Plandroid Help Documentation

Design Goals

A "good" duct design is one that reaches a suitable balance between a number of (sometimes competing) requirements, namely:

The parameters that you use in Plandroid will determine how these requirements are balanced in a design made by the program.

Sizing Ducts

You can automatically size the ducting in your design to the required flows using the Auto-size Ducts toolbar tool (automatically size ducts tool) in the Design page. This will calculate the duct flows as required to supply the specified zone requirements (regardless of the output of your selected A/C unit), and it will then automatically size the ducting to handle that flow. You can investigate your system flows after doing an automatic resize by selecting the parts in your design and noting the flows given in the part descriptions in the status bar. The flows shown are the required flows, and not the flows due to the output of your A/C unit. You can compare the required flows to the actual flows provided by the A/C unit you are using by using the Solve Air Flows tool (solve air flows tool).
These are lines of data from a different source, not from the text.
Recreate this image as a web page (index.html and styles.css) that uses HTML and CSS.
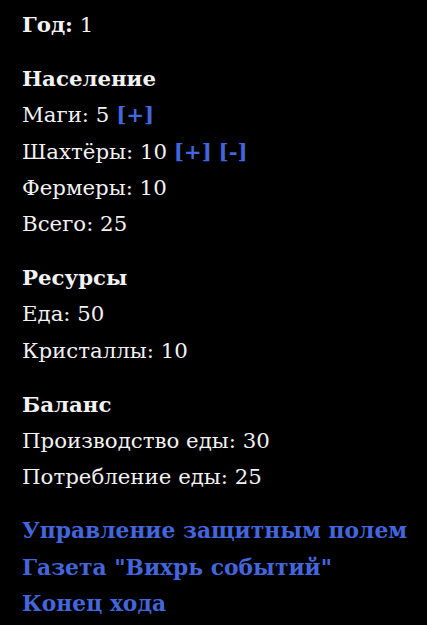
FILE: index.html
```html
<!DOCTYPE html>
<html lang="ru">
<head>
<meta charset="utf-8">
<title>Игра</title>
<link rel="stylesheet" href="styles.css">
</head>
<body>
<div class="panel">
  <section class="block">
    <div class="line"><b>Год:</b> 1</div>
  </section>
  <section class="block">
    <div class="line title">Население</div>
    <div class="line">Маги: 5 <a class="act" href="#">[+]</a></div>
    <div class="line">Шахтёры: 10 <a class="act" href="#">[+]</a> <a class="act" href="#">[-]</a></div>
    <div class="line">Фермеры: 10</div>
    <div class="line">Всего: 25</div>
  </section>
  <section class="block">
    <div class="line title">Ресурсы</div>
    <div class="line">Еда: 50</div>
    <div class="line">Кристаллы: 10</div>
  </section>
  <section class="block">
    <div class="line title">Баланс</div>
    <div class="line">Производство еды: 30</div>
    <div class="line">Потребление еды: 25</div>
  </section>
  <section class="block">
    <div class="line"><a class="nav" href="#">Управление защитным полем</a></div>
    <div class="line"><a class="nav" href="#">Газета "Вихрь событий"</a></div>
    <div class="line"><a class="nav" href="#">Конец хода</a></div>
  </section>
</div>
</body>
</html>
```

FILE: styles.css
```css
html, body {
  margin: 0;
  background: #000;
}
body {
  color: #f2f2f2;
  font-family: "DejaVu Serif", "Liberation Serif", serif;
  font-size: 21.3px;
}
.panel {
  padding: 7px 22px 0;
  display: flex;
  flex-direction: column;
  gap: 18px;
}
.line {
  line-height: 36.2px;
  white-space: nowrap;
}
.title {
  font-weight: bold;
}
.act {
  color: #4466dd;
  font-weight: bold;
  text-decoration: none;
}
.nav {
  color: #4466dd;
  font-weight: bold;
  font-size: 21.8px;
  text-decoration: none;
}
```
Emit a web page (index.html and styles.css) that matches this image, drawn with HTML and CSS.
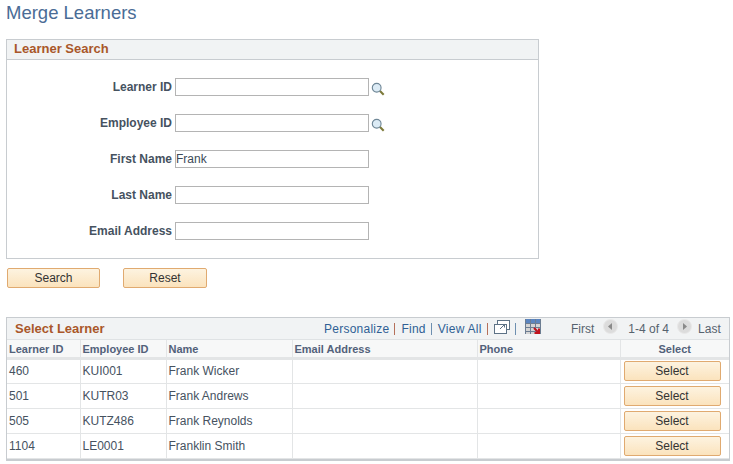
FILE: index.html
```html
<!DOCTYPE html>
<html lang="en">
<head>
    <meta charset="UTF-8">
    <title>Merge Learners</title>
    <link rel="stylesheet" href="styles.css">
</head>
<body>
    <h1 class="page-title">Merge Learners</h1>

    <div class="search-box">
        <div class="box-header">Learner Search</div>
        <div class="search-form">
            <div class="form-row">
                <label>Learner ID</label>
                <input type="text">
                <svg class="lookup" width="14" height="14" viewBox="0 0 16 16">
                    <line x1="10" y1="10" x2="14.5" y2="14.5" stroke="#7d7a3a" stroke-width="2.4"/>
                    <circle cx="6.5" cy="6.5" r="5" fill="#dcebf5" stroke="#6f8797" stroke-width="1.3"/>
                </svg>
            </div>
            <div class="form-row">
                <label>Employee ID</label>
                <input type="text">
                <svg class="lookup" width="14" height="14" viewBox="0 0 16 16">
                    <line x1="10" y1="10" x2="14.5" y2="14.5" stroke="#7d7a3a" stroke-width="2.4"/>
                    <circle cx="6.5" cy="6.5" r="5" fill="#dcebf5" stroke="#6f8797" stroke-width="1.3"/>
                </svg>
            </div>
            <div class="form-row">
                <label>First Name</label>
                <input type="text" value="Frank">
            </div>
            <div class="form-row">
                <label>Last Name</label>
                <input type="text">
            </div>
            <div class="form-row">
                <label>Email Address</label>
                <input type="text">
            </div>
        </div>
    </div>

    <div class="search-actions">
        <button class="btn btn-search">Search</button>
        <button class="btn btn-reset">Reset</button>
    </div>

    <div class="grid-box">
        <div class="grid-header">
            <div class="grid-title">Select Learner</div>
            <div class="grid-tools">
                <a>Personalize</a><span class="sep sep-red"></span>
                <a>Find</a><span class="sep"></span>
                <a>View All</a><span class="sep sep-red"></span>
                <svg class="tool-icon" width="16" height="14" viewBox="0 0 16 14">
                    <rect x="3.5" y="0.5" width="12" height="9" fill="#fff" stroke="#5d7286"/>
                    <rect x="0.5" y="4.5" width="12" height="9" fill="#fff" stroke="#5d7286"/>
                    <path d="M6 9 L10 5 M7.5 4.5 H10.5 V7.5" fill="none" stroke="#5d7286"/>
                </svg>
                <span class="sep sep-last"></span>
                <svg class="tool-icon" width="16" height="16" viewBox="0 0 16 16">
                    <rect width="16" height="4" fill="#5b85c0"/>
                    <rect y="4" width="16" height="11" fill="#d4d4d4"/>
                    <path d="M0.5 0 V15 M5.5 0 V15 M10.5 0 V15 M15.5 0 V15 M0 4.5 H16 M0 8.5 H16 M0 12.5 H16" stroke="#6c7d92" stroke-width="1" fill="none"/>
                    <path d="M9 9 L13 13 M14 9.5 V14 H9.5" stroke="#c0121c" stroke-width="2" fill="none"/>
                </svg>
            </div>
            <div class="grid-pager">
                <span>First</span>
                <span class="pager-btn pager-prev">
                    <svg width="15" height="15" viewBox="0 0 15 15"><circle cx="7.5" cy="7.5" r="7" fill="#dcdcdc" stroke="#e8e8e8"/><path d="M9 4 L5 7.5 L9 11 Z" fill="#8a8a8a"/></svg>
                </span>
                <span>1-4 of 4</span>
                <span class="pager-btn pager-next">
                    <svg width="15" height="15" viewBox="0 0 15 15"><circle cx="7.5" cy="7.5" r="7" fill="#dcdcdc" stroke="#e8e8e8"/><path d="M6 4 L10 7.5 L6 11 Z" fill="#8a8a8a"/></svg>
                </span>
                <span>Last</span>
            </div>
        </div>
        <table class="grid-table">
            <colgroup>
                <col class="col-learner">
                <col class="col-employee">
                <col class="col-name">
                <col class="col-email">
                <col class="col-phone">
                <col class="col-select">
            </colgroup>
            <thead>
                <tr>
                    <th>Learner ID</th>
                    <th>Employee ID</th>
                    <th>Name</th>
                    <th>Email Address</th>
                    <th>Phone</th>
                    <th class="center">Select</th>
                </tr>
            </thead>
            <tbody>
                <tr>
                    <td>460</td><td>KUI001</td><td>Frank Wicker</td><td></td><td></td>
                    <td class="action"><button class="btn btn-row">Select</button></td>
                </tr>
                <tr>
                    <td>501</td><td>KUTR03</td><td>Frank Andrews</td><td></td><td></td>
                    <td class="action"><button class="btn btn-row">Select</button></td>
                </tr>
                <tr>
                    <td>505</td><td>KUTZ486</td><td>Frank Reynolds</td><td></td><td></td>
                    <td class="action"><button class="btn btn-row">Select</button></td>
                </tr>
                <tr>
                    <td>1104</td><td>LE0001</td><td>Franklin Smith</td><td></td><td></td>
                    <td class="action"><button class="btn btn-row">Select</button></td>
                </tr>
            </tbody>
        </table>
    </div>
</body>
</html>
```

FILE: styles.css
```css
body {
    font-family: "Liberation Sans", Arial, sans-serif;
    font-size: 12px;
    color: #3d4a57;
    margin: 0;
    padding: 0 6px;
    background: white;
}
.page-title {
    font-size: 18.5px;
    font-weight: normal;
    line-height: 21px;
    color: #4a6c96;
    margin: 0;
    padding-top: 2px;
    height: 39px;
    box-sizing: border-box;
}
.search-box {
    width: 533px;
    height: 220px;
    box-sizing: border-box;
    border: 1px solid #c8ccd0;
}
.box-header {
    height: 20px;
    line-height: 18px;
    box-sizing: border-box;
    padding-left: 7px;
    background: #f1f3f4;
    border-bottom: 1px solid #c8ccd0;
    font-size: 13px;
    font-weight: bold;
    color: #a9572a;
}
.search-form {
    padding-top: 18px;
    display: flex;
    flex-direction: column;
    gap: 18px;
}
.form-row {
    display: flex;
    align-items: center;
    height: 18px;
}
.form-row label {
    width: 165px;
    text-align: right;
    font-weight: bold;
    color: #46525f;
    margin-right: 3px;
}
.form-row input {
    width: 194px;
    height: 18px;
    box-sizing: border-box;
    border: 1px solid #b4b4b4;
    padding: 0;
    font-family: inherit;
    font-size: 12px;
    color: #3d4a57;
    outline: none;
}
.lookup {
    margin: 3px 0 0 2px;
}
.search-actions {
    display: flex;
    gap: 23px;
    margin: 9px 0 29px 1px;
}
.btn {
    height: 20px;
    padding: 0;
    border: 1px solid #e0aa70;
    border-radius: 2px;
    background: linear-gradient(#fdf3e0, #fbe3bd);
    font-family: inherit;
    font-size: 12px;
    color: #333;
}
.btn-search {
    width: 93px;
}
.btn-reset {
    width: 84px;
}
.btn-row {
    width: 97px;
    display: block;
}
.grid-box {
    width: 724px;
    box-sizing: border-box;
    border: 1px solid #c8ccd0;
    border-bottom-width: 2px;
}
.grid-header {
    display: flex;
    align-items: center;
    height: 22px;
    background: #f1f3f4;
    border-bottom: 1px solid #dfe2e4;
    box-sizing: border-box;
}
.grid-title {
    width: 317px;
    padding-left: 8px;
    box-sizing: border-box;
    font-size: 13px;
    font-weight: bold;
    color: #a9572a;
}
.grid-tools {
    display: flex;
    align-items: center;
    color: #2f5f94;
    width: 247px;
    letter-spacing: 0.25px;
}
.sep {
    width: 1px;
    height: 12px;
    background: #6d8fb0;
    margin: 0 6px 0 5px;
}
.sep-red {
    background: #b5705a;
}
.sep-last {
    margin-right: 9px;
}
.tool-icon {
    margin-top: -4px;
}
.grid-pager {
    display: flex;
    align-items: center;
    color: #56626e;
}
.pager-btn {
    display: flex;
}
.pager-prev {
    margin: -4px 10px 0 9px;
}
.pager-next {
    margin: -4px 6px 0 8px;
}
.grid-table {
    width: 100%;
    border-collapse: collapse;
    table-layout: fixed;
}
.col-learner { width: 73px; }
.col-employee { width: 86px; }
.col-name { width: 126px; }
.col-email { width: 185px; }
.col-phone { width: 143px; }
.grid-table th {
    height: 18px;
    padding: 1px 2px 0;
    box-sizing: border-box;
    background: #f7f8f8;
    border-right: 1px solid #e3e5e6;
    border-bottom: 3px solid #e3e5e6;
    text-align: left;
    font-size: 11px;
    font-weight: bold;
    color: #52617a;
}
.grid-table td {
    height: 25px;
    padding: 0 2px;
    box-sizing: border-box;
    border-right: 1px solid #e3e5e6;
    border-bottom: 1px solid #e3e5e6;
    color: #46525f;
}
.grid-table th:last-child,
.grid-table td:last-child {
    border-right: none;
}
.grid-table th.center {
    text-align: center;
}
.grid-table td.action {
    padding: 0 3px;
}
```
The program will search the loaded catalog for parts of the same sub-type that have the required size, and replace them as required. (Therefore, resizing will only work properly if the catalogs that were used to create the design are still loaded when you use the automatic duct sizing tool). Any parts which require a size which is not available in the loaded catalogs will be disconnected, and an error given. If you do have errors, you can use the Check Design toolbar button (Check design button, or press C) to highlight the disconnected parts so you can locate and adjust them manually.

The part sizes are determined by the duct flow velocity limits table for the current design mode in the Tools -> Options -> Design Modes options dialog. This table sets the maximum flow velocity limit for each duct branch position (main, branch, final for example).

If a downstream duct would be larger than the upstream duct because of its branch position, the upstream duct will be increased in size to match the larger duct. Duct may only get smaller as it gets further from a unit.

Parts must be properly connected to each other, and to a single A/C unit, for the sizing to work. Ducting must be properly terminated - ducts that don't terminate with an outlet or an inlet are considered blocked and carry no airflow. Outlets that service zones which are switched off carry no airflow, and will not be resized unless that is required to keep the design consistent. The resizing works only for flexible ducting, and not for rigid ducting.